=== REQUEST ===
Your answer should be a single number: how many lines in the data below hold the string "this".
■ ■ ■
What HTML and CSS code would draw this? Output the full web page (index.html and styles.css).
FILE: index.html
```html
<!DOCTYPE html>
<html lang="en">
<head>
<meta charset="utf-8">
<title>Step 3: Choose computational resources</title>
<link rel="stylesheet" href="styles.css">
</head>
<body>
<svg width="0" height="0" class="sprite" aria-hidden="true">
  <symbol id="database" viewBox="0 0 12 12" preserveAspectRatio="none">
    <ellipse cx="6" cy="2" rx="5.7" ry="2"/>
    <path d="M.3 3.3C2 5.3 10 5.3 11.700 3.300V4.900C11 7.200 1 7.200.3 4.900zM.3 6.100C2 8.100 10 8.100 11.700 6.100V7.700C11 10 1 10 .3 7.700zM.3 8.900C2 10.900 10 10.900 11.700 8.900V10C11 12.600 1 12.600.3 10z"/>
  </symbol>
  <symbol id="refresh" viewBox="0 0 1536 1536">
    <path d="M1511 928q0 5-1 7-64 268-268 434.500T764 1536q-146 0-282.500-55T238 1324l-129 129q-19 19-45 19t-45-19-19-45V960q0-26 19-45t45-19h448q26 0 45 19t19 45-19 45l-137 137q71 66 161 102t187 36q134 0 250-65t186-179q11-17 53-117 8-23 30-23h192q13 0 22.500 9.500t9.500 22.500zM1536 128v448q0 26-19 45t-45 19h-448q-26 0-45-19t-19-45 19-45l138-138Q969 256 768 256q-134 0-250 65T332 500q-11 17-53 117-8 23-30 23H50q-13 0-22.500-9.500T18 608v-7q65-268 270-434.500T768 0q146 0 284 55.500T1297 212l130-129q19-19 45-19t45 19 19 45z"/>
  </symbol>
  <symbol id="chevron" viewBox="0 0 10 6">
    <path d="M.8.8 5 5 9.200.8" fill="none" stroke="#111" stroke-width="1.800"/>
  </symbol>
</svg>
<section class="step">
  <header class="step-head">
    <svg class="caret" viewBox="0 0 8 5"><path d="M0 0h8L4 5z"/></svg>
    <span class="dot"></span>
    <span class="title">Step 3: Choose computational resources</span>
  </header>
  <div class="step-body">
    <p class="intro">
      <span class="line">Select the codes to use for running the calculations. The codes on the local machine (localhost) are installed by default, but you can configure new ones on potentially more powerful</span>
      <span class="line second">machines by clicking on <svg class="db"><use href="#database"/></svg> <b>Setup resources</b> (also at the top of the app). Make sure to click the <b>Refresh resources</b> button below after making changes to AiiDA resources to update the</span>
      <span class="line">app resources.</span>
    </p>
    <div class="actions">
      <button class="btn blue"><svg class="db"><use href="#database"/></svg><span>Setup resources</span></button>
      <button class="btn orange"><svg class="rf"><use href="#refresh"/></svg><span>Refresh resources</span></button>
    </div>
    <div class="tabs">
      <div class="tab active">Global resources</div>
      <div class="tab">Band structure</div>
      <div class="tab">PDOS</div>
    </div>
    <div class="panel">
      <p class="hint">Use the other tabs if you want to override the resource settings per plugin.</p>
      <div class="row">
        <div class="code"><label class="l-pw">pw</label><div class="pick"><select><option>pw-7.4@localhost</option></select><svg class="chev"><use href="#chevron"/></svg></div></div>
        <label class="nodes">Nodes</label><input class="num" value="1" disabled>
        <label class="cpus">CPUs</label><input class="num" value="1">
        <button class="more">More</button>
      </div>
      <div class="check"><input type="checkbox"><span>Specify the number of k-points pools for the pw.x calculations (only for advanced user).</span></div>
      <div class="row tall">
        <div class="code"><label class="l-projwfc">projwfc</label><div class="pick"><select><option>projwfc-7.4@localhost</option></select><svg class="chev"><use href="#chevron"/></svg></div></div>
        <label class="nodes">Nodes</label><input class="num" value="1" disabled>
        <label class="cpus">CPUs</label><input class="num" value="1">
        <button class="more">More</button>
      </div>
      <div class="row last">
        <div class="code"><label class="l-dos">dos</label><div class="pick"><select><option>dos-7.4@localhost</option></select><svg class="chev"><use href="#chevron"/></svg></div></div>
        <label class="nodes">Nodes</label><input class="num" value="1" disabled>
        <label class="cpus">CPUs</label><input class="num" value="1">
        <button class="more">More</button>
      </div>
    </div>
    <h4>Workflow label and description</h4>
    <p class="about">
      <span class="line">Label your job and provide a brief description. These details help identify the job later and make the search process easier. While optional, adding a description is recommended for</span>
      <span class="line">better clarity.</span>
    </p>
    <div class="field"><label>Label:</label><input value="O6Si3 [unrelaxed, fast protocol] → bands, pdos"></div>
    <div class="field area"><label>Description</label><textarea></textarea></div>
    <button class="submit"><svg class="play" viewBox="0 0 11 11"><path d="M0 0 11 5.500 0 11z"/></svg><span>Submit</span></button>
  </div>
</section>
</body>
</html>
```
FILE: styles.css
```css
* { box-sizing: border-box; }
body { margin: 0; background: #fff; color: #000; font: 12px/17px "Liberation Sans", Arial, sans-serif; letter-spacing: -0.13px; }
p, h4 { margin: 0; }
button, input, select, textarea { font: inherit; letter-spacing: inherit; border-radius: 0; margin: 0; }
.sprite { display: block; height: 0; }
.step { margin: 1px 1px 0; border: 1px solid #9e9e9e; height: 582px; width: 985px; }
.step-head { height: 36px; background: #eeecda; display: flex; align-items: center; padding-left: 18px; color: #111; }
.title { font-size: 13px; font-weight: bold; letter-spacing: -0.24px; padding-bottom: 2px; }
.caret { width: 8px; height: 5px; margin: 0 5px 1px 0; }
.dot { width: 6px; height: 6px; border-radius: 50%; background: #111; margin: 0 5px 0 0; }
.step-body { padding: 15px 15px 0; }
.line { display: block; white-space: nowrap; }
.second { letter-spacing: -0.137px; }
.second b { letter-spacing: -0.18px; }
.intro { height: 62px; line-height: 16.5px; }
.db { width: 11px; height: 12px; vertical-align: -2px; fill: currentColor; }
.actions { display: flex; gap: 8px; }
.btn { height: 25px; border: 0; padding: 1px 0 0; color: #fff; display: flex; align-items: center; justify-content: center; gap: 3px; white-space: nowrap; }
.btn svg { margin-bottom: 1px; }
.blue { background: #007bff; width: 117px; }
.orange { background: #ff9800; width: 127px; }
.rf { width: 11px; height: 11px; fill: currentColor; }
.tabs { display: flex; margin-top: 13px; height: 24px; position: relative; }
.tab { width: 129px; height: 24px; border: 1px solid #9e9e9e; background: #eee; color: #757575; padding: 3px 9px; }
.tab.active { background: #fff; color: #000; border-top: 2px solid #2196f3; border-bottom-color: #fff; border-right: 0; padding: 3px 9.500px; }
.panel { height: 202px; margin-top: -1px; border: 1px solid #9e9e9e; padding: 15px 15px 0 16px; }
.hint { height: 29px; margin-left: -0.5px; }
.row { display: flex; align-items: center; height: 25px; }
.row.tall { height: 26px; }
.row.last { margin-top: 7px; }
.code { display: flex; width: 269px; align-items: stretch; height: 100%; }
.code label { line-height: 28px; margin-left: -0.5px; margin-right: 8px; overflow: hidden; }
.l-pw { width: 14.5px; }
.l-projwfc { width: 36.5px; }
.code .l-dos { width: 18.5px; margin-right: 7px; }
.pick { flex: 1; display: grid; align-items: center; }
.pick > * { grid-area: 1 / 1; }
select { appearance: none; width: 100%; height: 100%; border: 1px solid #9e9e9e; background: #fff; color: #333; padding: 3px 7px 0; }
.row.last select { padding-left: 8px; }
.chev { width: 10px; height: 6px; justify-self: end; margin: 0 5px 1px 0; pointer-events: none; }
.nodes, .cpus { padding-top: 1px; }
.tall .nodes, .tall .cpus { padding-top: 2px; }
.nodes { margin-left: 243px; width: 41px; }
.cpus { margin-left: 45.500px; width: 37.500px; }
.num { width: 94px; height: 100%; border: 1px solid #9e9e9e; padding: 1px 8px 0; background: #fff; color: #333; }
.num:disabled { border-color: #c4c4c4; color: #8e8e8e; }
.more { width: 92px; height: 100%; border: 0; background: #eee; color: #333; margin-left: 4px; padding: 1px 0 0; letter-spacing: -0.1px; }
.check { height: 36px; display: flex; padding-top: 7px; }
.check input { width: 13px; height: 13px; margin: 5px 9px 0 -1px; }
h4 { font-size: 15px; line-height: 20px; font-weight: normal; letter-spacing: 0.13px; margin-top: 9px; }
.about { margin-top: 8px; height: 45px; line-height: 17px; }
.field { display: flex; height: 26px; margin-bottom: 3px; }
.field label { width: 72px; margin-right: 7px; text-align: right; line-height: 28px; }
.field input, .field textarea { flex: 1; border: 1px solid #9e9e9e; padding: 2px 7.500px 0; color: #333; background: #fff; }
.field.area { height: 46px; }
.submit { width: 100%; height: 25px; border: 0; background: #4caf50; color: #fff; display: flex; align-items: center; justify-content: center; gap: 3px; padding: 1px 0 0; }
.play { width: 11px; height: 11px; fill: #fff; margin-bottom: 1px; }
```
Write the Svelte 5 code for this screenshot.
■ ■ ■
=== SOLVED PROBLEM ===
2